Washington NFL team training camp questions: Dwayne Haskins' growth key to successful 2020

Haskins calls his shot, drops dime to Jeudy in workout (0:20)

Dwayne Haskins hurls a deep pass, dropping it right into Jerry Jeudy's arms during a workout. (0:20)

The Washington NFL team opens 2020 NFL training camp July 28 at its facility in Ashburn, Virginia. Here's a closer look at a few storylines:

Can quarterback Dwayne Haskins take a big step forward in Year 2?

Haskins was drafted into a situation where the coaching staff had to win now and a rookie quarterback didn't fit into those plans. Haskins didn't help himself by failing to do all the things coaches asked for when away from the facility. But he finished strong with two solid starts and, more importantly, he improved his habits in the offseason. He always worked, but now it's more NFL specific. Haskins weighs about 218 pounds -- 19 fewer than when he was drafted No. 15 overall in 2019. One challenge for Haskins is he has yet to be on the field with this new offense. It will take the entire offense -- not just Haskins -- some time to bond. Perhaps a realistic scenario is he and Washington start slow. The key will be Haskins' second half, and that is when you should see his offseason work pay off

Who are Washington's weapons on offense and do they have enough to support Haskins?

That's the addendum to the previous answer. There's potential for it to be better than anticipated. However, that relies on running back Derrius Guice staying healthy and rookie running back Antonio Gibson and rookie receiver Antonio Gandy-Golden providing an immediate impact. That's asking a lot.

Washington has major questions at tight end and lacks a proven wideout opposite Terry McLaurin, a rookie standout with 919 yards who should only improve. It lost one option, Kelvin Harmon, to a torn ACL this summer. Slot receiver Steven Sims finished the 2019 season strong with 20 catches for 230 yards and four touchdowns in the last four games. If he becomes a consistent playmaker this season, it would be a big help.

Versatility will matter. Gibson and J.D. McKissic both played receiver in college and can run routes from those positions. In theory, Washington could have a two-running back set and dictate to the defense the coverage it wants, taking advantage whether the defense is in base or nickel packages.

Will coach Ron Rivera be able to change the culture, and what's a realistic expectation for the season?

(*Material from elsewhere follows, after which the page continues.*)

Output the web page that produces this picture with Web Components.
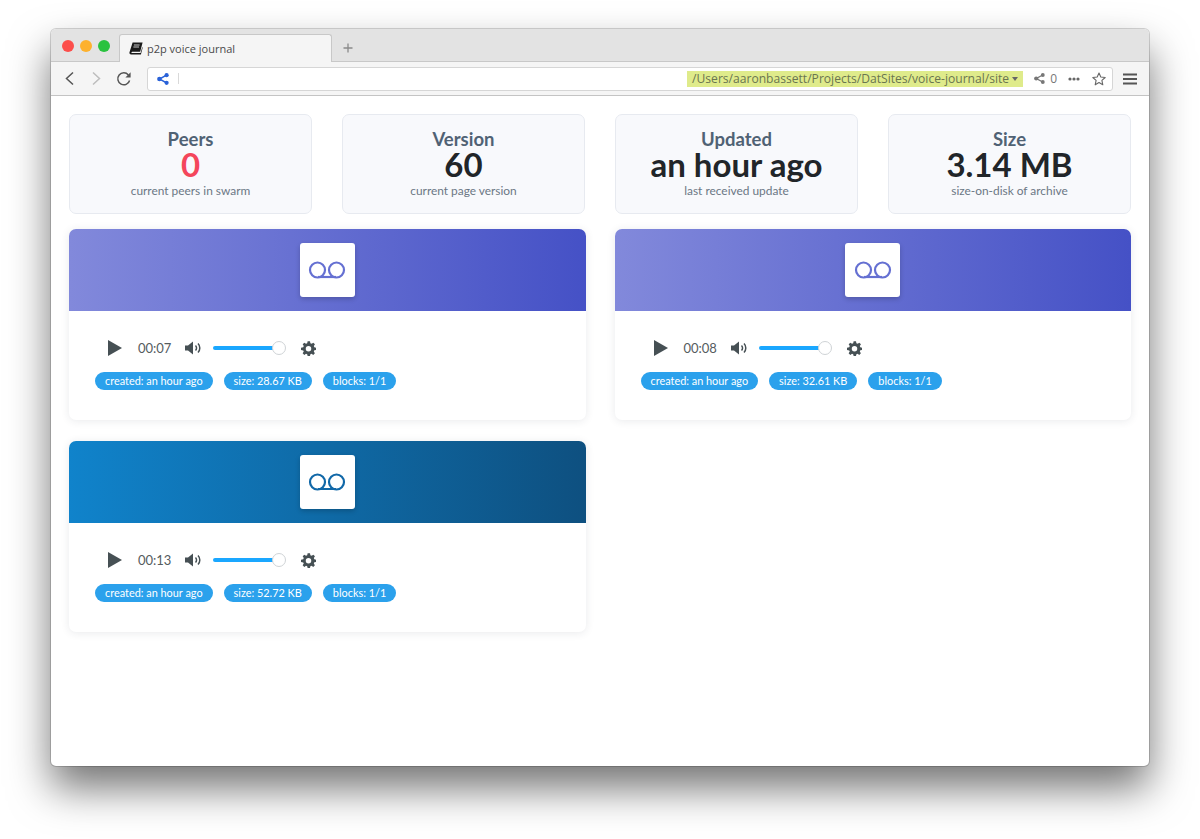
<!DOCTYPE html>
<html>
<head>
<meta charset="utf-8">
<title>p2p voice journal</title>
<style>
    html, body { margin: 0; height: 100%; background: #ffffff; overflow: hidden; }
    body { padding: 29px 51px 0; box-sizing: border-box; font-family: Lato, sans-serif; }
</style>
</head>
<body>
<browser-window>
    <stats-row>
        <stat-card heading="Peers" value="0" note="current peers in swarm" danger></stat-card>
        <stat-card heading="Version" value="60" note="current page version"></stat-card>
        <stat-card heading="Updated" value="an hour ago" note="last received update"></stat-card>
        <stat-card heading="Size" value="3.14 MB" note="size-on-disk of archive"></stat-card>
    </stats-row>
    <entry-list>
        <voice-entry time="00:07" size="28.67 KB" from="#8289db" to="#4551c6" ink="#6570d2"></voice-entry>
        <voice-entry time="00:08" size="32.61 KB" from="#8289db" to="#4551c6" ink="#6570d2"></voice-entry>
        <voice-entry time="00:13" size="52.72 KB" from="#1083cb" to="#0e5080" ink="#1168a8"></voice-entry>
    </entry-list>
</browser-window>

<script>
class BrowserWindow extends HTMLElement {
    constructor() {
        super();
        this.attachShadow({ mode: 'open' });
    }

    connectedCallback() {
        this.shadowRoot.innerHTML = `
            <style>
                :host {
                    display: flex;
                    flex-direction: column;
                    width: 1098px;
                    height: 737px;
                    background: #ffffff;
                    border-radius: 5px;
                    box-shadow: 0 0 0 1px rgba(0, 0, 0, 0.16), 0 22px 42px rgba(0, 0, 0, 0.55);
                    font-family: Lato, sans-serif;
                    overflow: hidden;
                }
                * { box-sizing: border-box; }
                svg { display: block; }

                .tabbar {
                    position: relative;
                    display: flex;
                    align-items: flex-end;
                    height: 33px;
                    flex: none;
                    padding-left: 11px;
                    background: #e3e3e3;
                    border-bottom: 1px solid #c8c8c8;
                }
                .lights { display: flex; gap: 6px; align-self: flex-start; margin-top: 11px; }
                .lights i { width: 12px; height: 12px; border-radius: 50%; }
                .tab {
                    display: flex;
                    align-items: center;
                    gap: 4px;
                    width: 213px;
                    height: 28px;
                    margin-left: 9px;
                    margin-bottom: -1px;
                    padding: 0 0 1px 9px;
                    background: #f5f5f5;
                    border: 1px solid #c8c8c8;
                    border-bottom: 0;
                    border-radius: 3px 3px 0 0;
                    font: 11px "Open Sans", sans-serif;
                    color: #4a4a4a;
                }
                .plus { margin: 0 0 8px 11px; }

                .toolbar {
                    display: flex;
                    align-items: center;
                    height: 34px;
                    flex: none;
                    padding: 0 12px 0 13px;
                    background: #f5f5f5;
                    border-bottom: 1px solid #c4c4c4;
                }
                .nav { display: flex; align-items: center; gap: 16px; }
                .nav .reload { margin-left: -2px; }
                .urlbar {
                    display: flex;
                    align-items: center;
                    width: 966px;
                    height: 24px;
                    margin-left: 15px;
                    padding: 0 6px 0 9px;
                    background: #ffffff;
                    border: 1px solid #d6d6d6;
                    border-radius: 3px;
                }
                .divider { width: 1px; height: 11px; margin-left: 9px; background: #d9d9d9; }
                .path {
                    display: flex;
                    align-items: center;
                    gap: 3px;
                    height: 16px;
                    margin-left: auto;
                    padding: 0 5px;
                    background: #dfeb8b;
                    font: 12.1px "Open Sans", sans-serif;
                    color: #6a7550;
                    white-space: nowrap;
                }
                .caret { width: 0; height: 0; border: 3.5px solid transparent; border-top: 4px solid #666; border-bottom: 0; }
                .url-actions { display: flex; align-items: center; margin-left: 11px; color: #777; font: 12px "Open Sans", sans-serif; }
                .count { margin-left: 5px; }
                .menu { margin-left: 10px; }

                .content { flex: 1; padding: 18px; overflow: hidden; }
                .content ::slotted(stats-row) { margin-bottom: 15px; }
            </style>
            <div class="tabbar">
                <div class="lights">
                    <i style="background:#fc4e4b"></i>
                    <i style="background:#fdb12d"></i>
                    <i style="background:#2ac23f"></i>
                </div>
                <div class="tab">
                    <svg width="14" height="13" viewBox="0 0 14 13">
                        <path d="M3.6 0.5H13.6L11.2 9.8H3.2C2.3 9.8 2.1 10.9 3 10.9H11.6L13.2 5.2L13.7 5.6L11.9 12.5H2.2C0.7 12.5 0.2 11.4 0.5 10.2Z" fill="#1a1a1a"/>
                        <path d="M4.9 3H10.6M4.4 5H10" stroke="#f5f5f5" stroke-width="0.8"/>
                    </svg>
                    <span>p2p voice journal</span>
                </div>
                <svg class="plus" width="10" height="10" viewBox="0 0 10 10"><path d="M5 0.5V9.5M0.5 5H9.5" stroke="#8a8a8a" stroke-width="1.3"/></svg>
            </div>
            <div class="toolbar">
                <div class="nav">
                    <svg width="11" height="15" viewBox="0 0 11 15"><path d="M9 1.5L2.5 7.5L9 13.5" fill="none" stroke="#555" stroke-width="1.5"/></svg>
                    <svg width="11" height="15" viewBox="0 0 11 15"><path d="M2 1.5L8.5 7.5L2 13.5" fill="none" stroke="#bdbdbd" stroke-width="1.5"/></svg>
                    <svg class="reload" width="16" height="16" viewBox="0 0 16 16"><path d="M13.6 9.5A6 6 0 1 1 12.4 3.9" fill="none" stroke="#555" stroke-width="1.5"/><path d="M14.6 1.2V6.4H9.4Z" fill="#555"/></svg>
                </div>
                <div class="urlbar">
                    <svg width="12" height="12" viewBox="0 0 12 12"><path d="M9.5 2.2L2.5 6L9.5 9.8" fill="none" stroke="#2a62d8" stroke-width="1.5"/><circle cx="9.6" cy="2.2" r="2.1" fill="#2a62d8"/><circle cx="2.4" cy="6" r="2.3" fill="#2a62d8"/><circle cx="9.6" cy="9.8" r="2.1" fill="#2a62d8"/></svg>
                    <span class="divider"></span>
                    <div class="path">/Users/aaronbassett/Projects/DatSites/voice-journal/site<span class="caret"></span></div>
                    <div class="url-actions">
                        <svg width="11" height="11" viewBox="0 0 12 12"><path d="M9.5 2.2L2.5 6L9.5 9.8" fill="none" stroke="#777" stroke-width="1.5"/><circle cx="9.6" cy="2.2" r="2.1" fill="#777"/><circle cx="2.4" cy="6" r="2.3" fill="#777"/><circle cx="9.6" cy="9.8" r="2.1" fill="#777"/></svg>
                        <span class="count">0</span>
                        <svg style="margin-left:11px" width="12" height="4" viewBox="0 0 12 4"><circle cx="2" cy="2" r="1.6" fill="#666"/><circle cx="6" cy="2" r="1.6" fill="#666"/><circle cx="10" cy="2" r="1.6" fill="#666"/></svg>
                        <svg style="margin-left:12px" width="14" height="14" viewBox="0 0 14 14"><path d="M7 1L8.8 5L13.2 5.5L9.9 8.4L10.8 12.8L7 10.6L3.2 12.8L4.1 8.4L0.8 5.5L5.2 5Z" fill="none" stroke="#666" stroke-width="1.1" stroke-linejoin="round"/></svg>
                    </div>
                </div>
                <svg class="menu" width="14" height="12" viewBox="0 0 14 12"><path d="M0 1.5H14M0 6H14M0 10.5H14" stroke="#555" stroke-width="2"/></svg>
            </div>
            <div class="content"><slot></slot></div>
        `;
    }
}

class StatsRow extends HTMLElement {
    constructor() {
        super();
        this.attachShadow({ mode: 'open' });
        this.shadowRoot.innerHTML = `
            <style>
                :host { display: grid; grid-template-columns: repeat(4, 1fr); column-gap: 30px; }
            </style>
            <slot></slot>
        `;
    }
}

class StatCard extends HTMLElement {
    constructor() {
        super();
        this.attachShadow({ mode: 'open' });
    }

    connectedCallback() {
        const heading = this.getAttribute('heading');
        const value = this.getAttribute('value');
        const note = this.getAttribute('note');
        const color = this.hasAttribute('danger') ? '#f4465b' : '#212529';
        this.shadowRoot.innerHTML = `
            <style>
                :host {
                    display: flex;
                    flex-direction: column;
                    align-items: center;
                    box-sizing: border-box;
                    height: 100px;
                    padding-top: 14px;
                    background: #f8f9fc;
                    border: 1px solid #e7eaf0;
                    border-radius: 7px;
                    font-family: Lato, sans-serif;
                }
                .heading { font-size: 18.5px; line-height: 21px; font-weight: 700; color: #506274; }
                .value { font-size: 33px; line-height: 29px; font-weight: 700; color: ${color}; }
                .note { margin-top: 4px; font-size: 11.9px; line-height: 15px; color: #6b7784; }
            </style>
            <div class="heading">${heading}</div>
            <div class="value">${value}</div>
            <div class="note">${note}</div>
        `;
    }
}

class EntryList extends HTMLElement {
    constructor() {
        super();
        this.attachShadow({ mode: 'open' });
        this.shadowRoot.innerHTML = `
            <style>
                :host { display: grid; grid-template-columns: repeat(2, 1fr); column-gap: 29px; row-gap: 21px; align-items: start; }
            </style>
            <slot></slot>
        `;
    }
}

class VoiceEntry extends HTMLElement {
    constructor() {
        super();
        this.attachShadow({ mode: 'open' });
    }

    connectedCallback() {
        const time = this.getAttribute('time');
        const size = this.getAttribute('size');
        const from = this.getAttribute('from');
        const to = this.getAttribute('to');
        const ink = this.getAttribute('ink');
        this.shadowRoot.innerHTML = `
            <style>
                :host {
                    display: block;
                    height: 191px;
                    background: #ffffff;
                    border-radius: 7px;
                    box-shadow: 0 1px 8px rgba(40, 50, 70, 0.1);
                    font-family: Lato, sans-serif;
                    overflow: hidden;
                }
                svg { display: block; }
                .banner {
                    display: flex;
                    align-items: center;
                    justify-content: center;
                    height: 82px;
                    background: linear-gradient(90deg, ${from}, ${to});
                }
                .logo {
                    display: flex;
                    align-items: center;
                    justify-content: center;
                    width: 55px;
                    height: 54px;
                    background: #ffffff;
                    border-radius: 3px;
                    box-shadow: 0 2px 5px rgba(0, 0, 0, 0.2);
                }
                .body { padding: 23px 26px 0; }
                .player { display: flex; align-items: center; height: 28px; color: #555c60; }
                .play { margin-left: 13px; }
                .time { margin-left: 16px; width: 33px; font-size: 13px; }
                .volume { margin-left: 14px; }
                .track { position: relative; width: 66px; height: 4px; margin-left: 10px; background: #1aa7ff; border-radius: 2px; }
                .knob {
                    position: absolute;
                    right: -7px;
                    top: -5px;
                    width: 14px;
                    height: 14px;
                    box-sizing: border-box;
                    background: #ffffff;
                    border: 1px solid #cfd3d6;
                    border-radius: 50%;
                }
                .gear { margin-left: 22px; }
                .tags { display: flex; gap: 11px; margin-top: 10px; }
                .tag {
                    height: 18px;
                    padding: 0 10px;
                    background: #2ba1ec;
                    border-radius: 9px;
                    font-size: 10.9px;
                    line-height: 18px;
                    font-weight: 400;
                    color: #ffffff;
                    white-space: nowrap;
                }
            </style>
            <div class="banner">
                <div class="logo">
                    <svg width="38" height="18" viewBox="0 0 38 18">
                        <path d="M10 16H28" fill="none" stroke="${ink}" stroke-width="2.2"/>
                        <circle cx="9.5" cy="9" r="7.5" fill="none" stroke="${ink}" stroke-width="2.2"/>
                        <circle cx="28.5" cy="9" r="7.5" fill="none" stroke="${ink}" stroke-width="2.2"/>
                    </svg>
                </div>
            </div>
            <div class="body">
                <div class="player">
                    <svg class="play" width="14" height="16" viewBox="0 0 14 16"><path d="M0 0L14 8L0 16Z" fill="#465054"/></svg>
                    <span class="time">${time}</span>
                    <svg class="volume" width="18" height="14" viewBox="0 0 18 14">
                        <path d="M0 4.5H3L8 0.5V13.5L3 9.5H0Z" fill="#465054"/>
                        <path d="M10.5 4.5A3.5 3.5 0 0 1 10.5 9.5M13 2.5A6.5 6.5 0 0 1 13 11.5" fill="none" stroke="#465054" stroke-width="1.5"/>
                    </svg>
                    <div class="track"><span class="knob"></span></div>
                    <svg class="gear" width="15" height="15" viewBox="0 0 24 24"><path fill-rule="evenodd" d="M14.4 0.5L15 3.7L17 4.5L19.7 2.7L22.3 5.3L20.5 8L21.3 10L24 10.6V14.2L21.3 14.9L20.5 16.8L22.2 19.5L19.6 22.2L16.9 20.5L15 21.3L14.4 24H10.6L9.9 21.3L8 20.5L5.3 22.2L2.6 19.6L4.4 16.9L3.6 15L0 14.4V10.6L3.6 9.9L4.4 8L2.7 5.3L5.3 2.7L8 4.5L9.9 3.7L10.6 0.5ZM12 7.8A4.4 4.4 0 1 0 12 16.6A4.4 4.4 0 1 0 12 7.8Z" fill="#465054"/></svg>
                </div>
                <div class="tags">
                    <span class="tag">created: an hour ago</span>
                    <span class="tag">size: ${size}</span>
                    <span class="tag">blocks: 1/1</span>
                </div>
            </div>
        `;
    }
}

customElements.define('browser-window', BrowserWindow);
customElements.define('stats-row', StatsRow);
customElements.define('stat-card', StatCard);
customElements.define('entry-list', EntryList);
customElements.define('voice-entry', VoiceEntry);
</script>
</body>
</html>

After Rivera was fired in Carolina, it was noteworthy how hard the Panthers players took the news. He helped shape the culture in Carolina so, yeah, he can change it in the Washington locker room. But that's always a challenge in Washington, no matter the intentions and especially after this offseason dealing with the coronavirus pandemic, a new team name and the team coming under scrutiny over allegations of sexual harassment. Players want direction; they want consistent leadership and attention to details. If Rivera can provide that here, then, yes, the culture will start to change. But Rivera is in a new job, too, and he's more responsible than ever for setting the culture in a building, not just the locker room. He has the power, so how he handles that role will be interesting to watch.

As for the season, it's realistic to expect early struggles. Washington has a young team; there's a real chance that 16 or 17 starters will be 26 years or younger. That, plus a new staff and the team coming off a 3-13 season means the start could be tough. The key will be how they finish. This season will become about their future as much as it is about their present.

After adding Chase Young, will Washington have one of the best defensive lines in football and can they mimic the 49ers' defensive turnaround?

Yes, Washington should have one of the best lines in football, but that sort of turnaround is a lot to ask. The 49ers went from 13th in yards and 28th in points allowed in 2018 to second and eighth, respectively, last season. But it was also their second season under coordinator Robert Saleh, which makes a difference. Plus, they had a more proven secondary than Washington does. It's also coordinator Jack Del Rio's first season with the Washington team, and again, the roller-coaster of an offseason makes such a turnaround more difficult.

However, the 49ers absolutely provided a blueprint that Washington can follow. They built their defense using high picks on their front and that's what Washington has done; it will have four players who were first-round picks in the past four years. Like the 49ers, Washington had built a solid interior with players such as Jonathan Allen and Daron Payne -- and a later-round gem in Matt Ioannidis. Drafting Young provides the potential elite outside presence Washington has lacked -- and will complement Montez Sweat and veteran Ryan Kerrigan. Washington has versatility as Young and Sweat in particular can rush inside; like the 49ers, it can use a lot of stunts and movement to put talented players in better positions. The big key will be how the back seven plays. Washington should be improved defensively, but a jump like the 49ers' might need to wait a year. Some elements match up for a solid turnaround, but to crack the top five is asking a lot.